## Your goal
Copy all of the material word for word, except for the pictures.

━━ Stored data ━━

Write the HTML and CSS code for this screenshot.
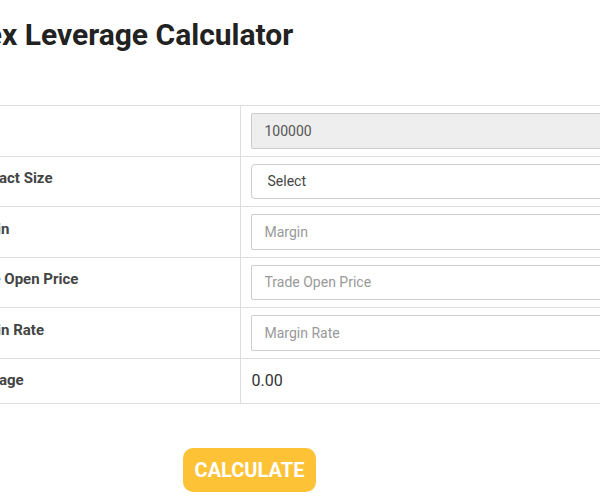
FILE: index.html
```html
<!DOCTYPE html>
<html>
<head>
<meta charset="utf-8">
<link rel="stylesheet" href="styles.css">
</head>
<body>
<div class="page">
  <h1 class="title">Forex Leverage Calculator</h1>
  <table class="calc">
    <tr>
      <td class="label">Lot</td>
      <td class="field"><input class="inp inp-disabled" value="100000" disabled></td>
    </tr>
    <tr>
      <td class="label">Contract Size</td>
      <td class="field"><div class="inp sel">Select</div></td>
    </tr>
    <tr>
      <td class="label">Margin</td>
      <td class="field"><input class="inp" placeholder="Margin"></td>
    </tr>
    <tr>
      <td class="label">Trade Open Price</td>
      <td class="field"><input class="inp" placeholder="Trade Open Price"></td>
    </tr>
    <tr>
      <td class="label">Margin Rate</td>
      <td class="field"><input class="inp" placeholder="Margin Rate"></td>
    </tr>
    <tr class="result">
      <td class="label">Leverage</td>
      <td class="field value">0.00</td>
    </tr>
  </table>
  <div class="actions">
    <button class="btn">CALCULATE</button>
  </div>
</div>
</body>
</html>
```

FILE: styles.css
```css
html, body {
  margin: 0;
  padding: 0;
  background: #fff;
  overflow: hidden;
}
body {
  font-family: Roboto, "Liberation Sans", sans-serif;
  color: #333;
}
.page {
  margin-left: -58px;
  width: 760px;
}
.title {
  margin: 0;
  padding-top: 18px;
  font-size: 30px;
  line-height: 34px;
  font-weight: 700;
  color: #222;
  height: 105px;
  box-sizing: border-box;
}
.calc {
  border-collapse: collapse;
  width: 760px;
  margin-left: 12px;
}
.calc td {
  border-top: 1px solid #ddd;
  border-bottom: 1px solid #ddd;
  padding: 0;
}
.label {
  width: 286px;
  box-sizing: border-box;
  padding: 0 0 6px 8px !important;
  font-size: 15px;
  font-weight: 700;
  color: #444;
  border-right: 1px solid #ddd;
}
.field {
  padding: 7px 0 7px 10px !important;
}
.inp {
  display: block;
  box-sizing: border-box;
  width: 100%;
  height: 35.5px;
  border: 1px solid #ccc;
  border-radius: 2px;
  padding: 0 13px;
  font-family: Roboto, "Liberation Sans", sans-serif;
  font-size: 14px;
  color: #555;
  background: #fff;
  outline: none;
}
.inp::placeholder {
  color: #999;
}
.inp-disabled {
  background: #eee;
  color: #555;
}
.sel {
  border-radius: 4px;
  line-height: 33px;
  padding-left: 16px;
  color: #444;
}
.result .label {
  height: 44px;
  padding-bottom: 2px !important;
}
.value {
  font-size: 16px;
  color: #333;
  padding: 0 0 0 11px !important;
  height: 44px;
}
.actions {
  padding-top: 44px;
  padding-left: 241px;
}
.btn {
  background: #fdc236;
  color: #fff;
  border: 0;
  border-radius: 10px;
  font-family: Roboto, "Liberation Sans", sans-serif;
  font-weight: 700;
  font-size: 20px;
  width: 133px;
  height: 44px;
  padding: 0;
}
```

━━━

## Full solution
Write the HTML and CSS code for this screenshot.
FILE: index.html
```html
<!DOCTYPE html>
<html>
<head>
<meta charset="utf-8">
<link rel="stylesheet" href="styles.css">
</head>
<body>
<div class="page">
  <h1 class="title">Forex Leverage Calculator</h1>
  <table class="calc">
    <tr>
      <td class="label">Lot</td>
      <td class="field"><input class="inp inp-disabled" value="100000" disabled></td>
    </tr>
    <tr>
      <td class="label">Contract Size</td>
      <td class="field"><div class="inp sel">Select</div></td>
    </tr>
    <tr>
      <td class="label">Margin</td>
      <td class="field"><input class="inp" placeholder="Margin"></td>
    </tr>
    <tr>
      <td class="label">Trade Open Price</td>
      <td class="field"><input class="inp" placeholder="Trade Open Price"></td>
    </tr>
    <tr>
      <td class="label">Margin Rate</td>
      <td class="field"><input class="inp" placeholder="Margin Rate"></td>
    </tr>
    <tr class="result">
      <td class="label">Leverage</td>
      <td class="field value">0.00</td>
    </tr>
  </table>
  <div class="actions">
    <button class="btn">CALCULATE</button>
  </div>
</div>
</body>
</html>
```

FILE: styles.css
```css
html, body {
  margin: 0;
  padding: 0;
  background: #fff;
  overflow: hidden;
}
body {
  font-family: Roboto, "Liberation Sans", sans-serif;
  color: #333;
}
.page {
  margin-left: -58px;
  width: 760px;
}
.title {
  margin: 0;
  padding-top: 18px;
  font-size: 30px;
  line-height: 34px;
  font-weight: 700;
  color: #222;
  height: 105px;
  box-sizing: border-box;
}
.calc {
  border-collapse: collapse;
  width: 760px;
  margin-left: 12px;
}
.calc td {
  border-top: 1px solid #ddd;
  border-bottom: 1px solid #ddd;
  padding: 0;
}
.label {
  width: 286px;
  box-sizing: border-box;
  padding: 0 0 6px 8px !important;
  font-size: 15px;
  font-weight: 700;
  color: #444;
  border-right: 1px solid #ddd;
}
.field {
  padding: 7px 0 7px 10px !important;
}
.inp {
  display: block;
  box-sizing: border-box;
  width: 100%;
  height: 35.5px;
  border: 1px solid #ccc;
  border-radius: 2px;
  padding: 0 13px;
  font-family: Roboto, "Liberation Sans", sans-serif;
  font-size: 14px;
  color: #555;
  background: #fff;
  outline: none;
}
.inp::placeholder {
  color: #999;
}
.inp-disabled {
  background: #eee;
  color: #555;
}
.sel {
  border-radius: 4px;
  line-height: 33px;
  padding-left: 16px;
  color: #444;
}
.result .label {
  height: 44px;
  padding-bottom: 2px !important;
}
.value {
  font-size: 16px;
  color: #333;
  padding: 0 0 0 11px !important;
  height: 44px;
}
.actions {
  padding-top: 44px;
  padding-left: 241px;
}
.btn {
  background: #fdc236;
  color: #fff;
  border: 0;
  border-radius: 10px;
  font-family: Roboto, "Liberation Sans", sans-serif;
  font-weight: 700;
  font-size: 20px;
  width: 133px;
  height: 44px;
  padding: 0;
}
```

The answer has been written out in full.